4 x 3 = 12. Your Risk Rating is 12.

Lots of learners stress over getting this number right. Don’t worry; the marker is fully aware that this type of rating system is subjective. There will always be a variety of opinions with the risk rating. Just make sure that you are realistic with your ratings, and you’ll be all right.

Additional Controls (1 Mark)

This requires you to provide additional controls that will reduce the risk. Be realistic and take into account the risk rating you just calculated.
 
As discussed in the section’ Existing Risk Control Measures’ above, make sure you think about various controls, not just physical ones.

Residual Risk Rating (1 Mark) 

Once you’ve decided on your new control measures, you need to carry out another risk rating using the same IOSH 5 x 5 risk rating calculator.  
 
Your new Residual Risk Rating should be lower than your previous one. 

Action Monitored by Whom? (1 Mark)

State who is to monitor each additional control by job role—for example, Engineering Manager.  

Action Monitored by When? (1 Mark)

There’s no plan without timelines, so allocate a time scale for each additional control. Don’t put phrases such as “On-going” or “Within a few weeks”. Use timely, measurable timeframes such as 2 weeks, 6 weeks, 2 months.
 
Make sure you follow the IOSH Action Level Table that provides you with guidance based on your Risk Rating:

 

Risk Rating

Action

20-25

Stop – stop the activity and take immediate action.

15-16

Urgent action – take immediate action and stop the activity if necessary, maintain existing controls rigorously.

8-12

Action – improve within the specified timescale.

3-6

Monitor – look to improve at next review, or if there is a significant change.

1-2

No action – no further action but ensure controls are maintained and reviewed.

Review Date, Signature and Training Provider (1 Mark)

Another easy mark! Sign off your risk assessment by filling in the details at the bottom of the form outlined below:

  • Review date: make sure that you give a realistic review date for your assessment, for example, 12 months.
  • Sign the Assessment – if sending via computer your printed name.
  • Put your Training Provider name in the final box.

How to submit your IOSH Managing Safely risk assessment

You need to email us your finished assignment within your 14-day deadline. We’ll send your work to IOSH for marking straight away.

IOSH Managing Safely results and certificate

IOSH will typically send us the result of your practical assignment within 2-3 weeks of submission.
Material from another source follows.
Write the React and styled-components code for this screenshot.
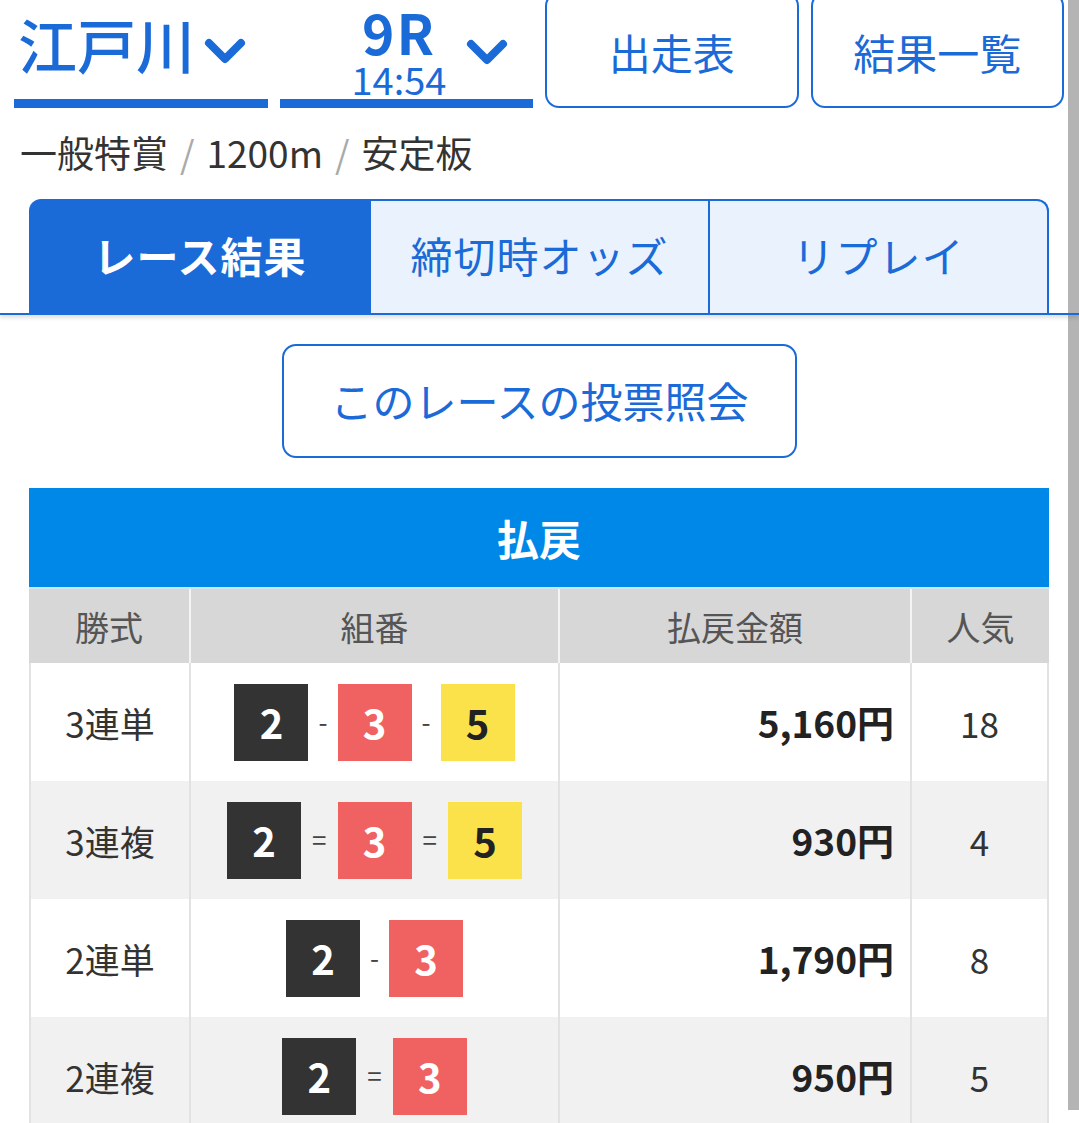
import React from "react";
import styled, { createGlobalStyle } from "styled-components";

const GlobalStyle = createGlobalStyle`
  html, body {
    margin: 0;
    padding: 0;
    background: #fff;
    overflow: hidden;
  }
  body {
    font-family: "Noto Sans CJK JP", "Noto Sans", sans-serif;
    color: #333;
  }
`

const BLUE = "#1a6ad8";

const Page = styled.div`
  width: 1079px;
  height: 1123px;
  overflow: hidden;
  display: flex;
`

const Main = styled.div`
  width: 1068px;
  flex: none;
`

const ScrollTrack = styled.div`
  width: 11px;
  flex: none;
  display: flex;
  flex-direction: column;
`

const ScrollThumb = styled.div`
  height: 1110px;
  background: #b4b4b4;
`

const Header = styled.div`
  display: grid;
  grid-template-columns: repeat(4, 253.5px);
  gap: 12px;
  height: 116px;
  margin-top: -8px;
  padding-left: 14px;
`

const Dropdown = styled.div`
  display: flex;
  align-items: flex-start;
  padding-left: ${(p) => p.$pad || 0}px;
  gap: ${(p) => p.$gap || 0}px;
  border-bottom: 9px solid ${BLUE};
  color: ${BLUE};
`

const Venue = styled.span`
  font-size: 59px;
  font-weight: 500;
  line-height: 70px;
  margin-top: 17px;
`

const RaceBox = styled.div`
  display: flex;
  flex-direction: column;
  align-items: center;
  margin-top: 11px;
`

const RaceNo = styled.span`
  font-size: 55px;
  font-weight: 700;
  line-height: 56px;
  letter-spacing: 2px;
`

const RaceTime = styled.span`
  font-size: 38px;
  line-height: 40px;
`

const Chevron = styled.svg`
  width: ${(p) => p.$w}px;
  height: 32px;
  flex: none;
  margin-top: ${(p) => p.$mt || 0}px;
`

const NavButton = styled.div`
  border: 2px solid ${BLUE};
  border-radius: 14px;
  display: flex;
  align-items: center;
  justify-content: center;
  color: ${BLUE};
  font-size: 42px;
  padding-top: 2px;
`

const Subtitle = styled.div`
  margin: 22px 0 0 20px;
  font-size: 37px;
  line-height: 44px;
  color: #333;
`

const Slash = styled.span`
  color: #aaa;
  margin: 0 12px;
`

const TabStrip = styled.div`
  position: relative;
  z-index: 2;
  margin-top: 25px;
  margin-right: -11px;
  padding: 0 30px 0 29px;
  border-bottom: 2px solid ${BLUE};
  box-shadow: 0 3px 4px rgba(0, 0, 0, 0.12);
  display: flex;
  height: 114px;
`

const Tab = styled.div`
  flex: ${(p) => (p.$active ? "0 0 342px" : "1")};
  display: flex;
  align-items: center;
  justify-content: center;
  padding-bottom: 6px;
  font-size: 42px;
  font-weight: ${(p) => (p.$active ? 700 : 400)};
  color: ${(p) => (p.$active ? "#fff" : BLUE)};
  background: ${(p) => (p.$active ? BLUE : "#eaf2fd")};
  border-top: 2px solid ${BLUE};
  border-right: ${(p) => (p.$active ? "none" : `2px solid ${BLUE}`)};
  border-radius: ${(p) => (p.$first ? "12px 0 0 0" : p.$last ? "0 12px 0 0" : "0")};
  letter-spacing: 1px;
`

const QueryButton = styled.div`
  width: 515px;
  height: 114px;
  box-sizing: border-box;
  margin: 29px 0 0 282px;
  border: 2px solid ${BLUE};
  border-radius: 14px;
  display: flex;
  align-items: center;
  justify-content: center;
  padding-bottom: 4px;
  color: ${BLUE};
  font-size: 42px;
`

const Table = styled.div`
  margin: 30px 19px 0 29px;
`

const TableTitle = styled.div`
  height: 99px;
  background: #0088e8;
  color: #fff;
  font-size: 42px;
  font-weight: 700;
  display: flex;
  align-items: center;
  justify-content: center;
  border-bottom: 2px solid #cfe6f7;
`

const Grid = styled.div`
  display: grid;
  grid-template-columns: 160px 369px 352px 1fr;
`

const HeadCell = styled.div`
  height: 74px;
  background: #d7d7d7;
  color: #555;
  font-size: 34px;
  display: flex;
  align-items: center;
  justify-content: center;
  border-left: ${(p) => (p.$first ? "none" : "2px solid #f4f4f4")};
`

const Cell = styled.div`
  height: 118px;
  box-sizing: border-box;
  background: ${(p) => (p.$alt ? "#f1f1f1" : "#fff")};
  display: flex;
  align-items: center;
  justify-content: ${(p) => p.$align || "center"};
  padding-right: ${(p) => (p.$align === "flex-end" ? "16px" : "0")};
  border-left: 2px solid #e2e2e2;
  border-right: ${(p) => (p.$last ? "2px solid #e2e2e2" : "none")};
  font-size: 35px;
  color: #333;
`

const Amount = styled.span`
  font-size: 37px;
  font-weight: 700;
  color: #222;
`

const Boat = styled.span`
  width: 74px;
  height: 77px;
  display: flex;
  align-items: center;
  justify-content: center;
  font-size: 40px;
  font-weight: 700;
  background: ${(p) => p.$bg};
  color: ${(p) => p.$fg};
`

const Sep = styled.span`
  font-size: 26px;
  color: #444;
  padding: 0 ${(p) => p.$pad}px;
  margin-top: -3px;
`

const BOATS = {
  2: { bg: "#333333", fg: "#fff" },
  3: { bg: "#f06262", fg: "#fff" },
  5: { bg: "#fbe14a", fg: "#222" },
};

const rows = [
  { kind: "3連単", nums: [2, 3, 5], sep: "-", amount: "5,160円", pop: "18" },
  { kind: "3連複", nums: [2, 3, 5], sep: "=", amount: "930円", pop: "4" },
  { kind: "2連単", nums: [2, 3], sep: "-", amount: "1,790円", pop: "8" },
  { kind: "2連複", nums: [2, 3], sep: "=", amount: "950円", pop: "5" },
];

const Down = ({ w, mt }) => (
  <Chevron $w={w} $mt={mt} viewBox="0 0 44 32">
    <polyline points="6,8 22,24 38,8" fill="none" stroke={BLUE} strokeWidth="8" strokeLinecap="round" strokeLinejoin="round" />
  </Chevron>
)

const Combo = ({ nums, sep }) => (
  <>
    {nums.map((n, i) => (
      <React.Fragment key={i}>
        {i > 0 && <Sep $pad={sep === "=" ? 11 : 10}>{sep}</Sep>}
        <Boat $bg={BOATS[n].bg} $fg={BOATS[n].fg}>{n}</Boat>
      </React.Fragment>
    ))}
  </>
)

const App = () => {
  return (
    <Page>
      <GlobalStyle />
      <Main>
        <Header>
          <Dropdown $pad={4} $gap={8}>
            <Venue>江戸川</Venue>
            <Down w={44} mt={43} />
          </Dropdown>
          <Dropdown $pad={72} $gap={18}>
            <RaceBox>
              <RaceNo>9R</RaceNo>
              <RaceTime>14:54</RaceTime>
            </RaceBox>
            <Down w={46} mt={44} />
          </Dropdown>
          <NavButton>出走表</NavButton>
          <NavButton>結果一覧</NavButton>
        </Header>

        <Subtitle>
          一般特賞<Slash>/</Slash>1200m<Slash>/</Slash>安定板
        </Subtitle>

        <TabStrip>
          <Tab $active $first>レース結果</Tab>
          <Tab>締切時オッズ</Tab>
          <Tab $last>リプレイ</Tab>
        </TabStrip>

        <QueryButton>このレースの投票照会</QueryButton>

        <Table>
          <TableTitle>払戻</TableTitle>
          <Grid>
            <HeadCell $first>勝式</HeadCell>
            <HeadCell>組番</HeadCell>
            <HeadCell>払戻金額</HeadCell>
            <HeadCell>人気</HeadCell>
            {rows.map((r, i) => (
              <React.Fragment key={r.kind}>
                <Cell $alt={i % 2 === 1}>{r.kind}</Cell>
                <Cell $alt={i % 2 === 1}>
                  <Combo nums={r.nums} sep={r.sep} />
                </Cell>
                <Cell $alt={i % 2 === 1} $align="flex-end">
                  <Amount>{r.amount}</Amount>
                </Cell>
                <Cell $alt={i % 2 === 1} $last>{r.pop}</Cell>
              </React.Fragment>
            ))}
          </Grid>
        </Table>
      </Main>
      <ScrollTrack>
        <ScrollThumb />
      </ScrollTrack>
    </Page>
  )
}

export default App;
We’ll let you know if you’ve passed or failed as soon as we hear from them.
 
Remember, you also need to pass the multiple-choice knowledge test to achieve your full IOSH Managing Safely Certificate.
 
Provided you’ve passed both assessments, we’ll send you your hard-copy IOSH Managing Safely certificate in the post within 6-8 weeks of completion. Please note that it may take a little longer to receive your results and certificate due to the coronavirus pandemic.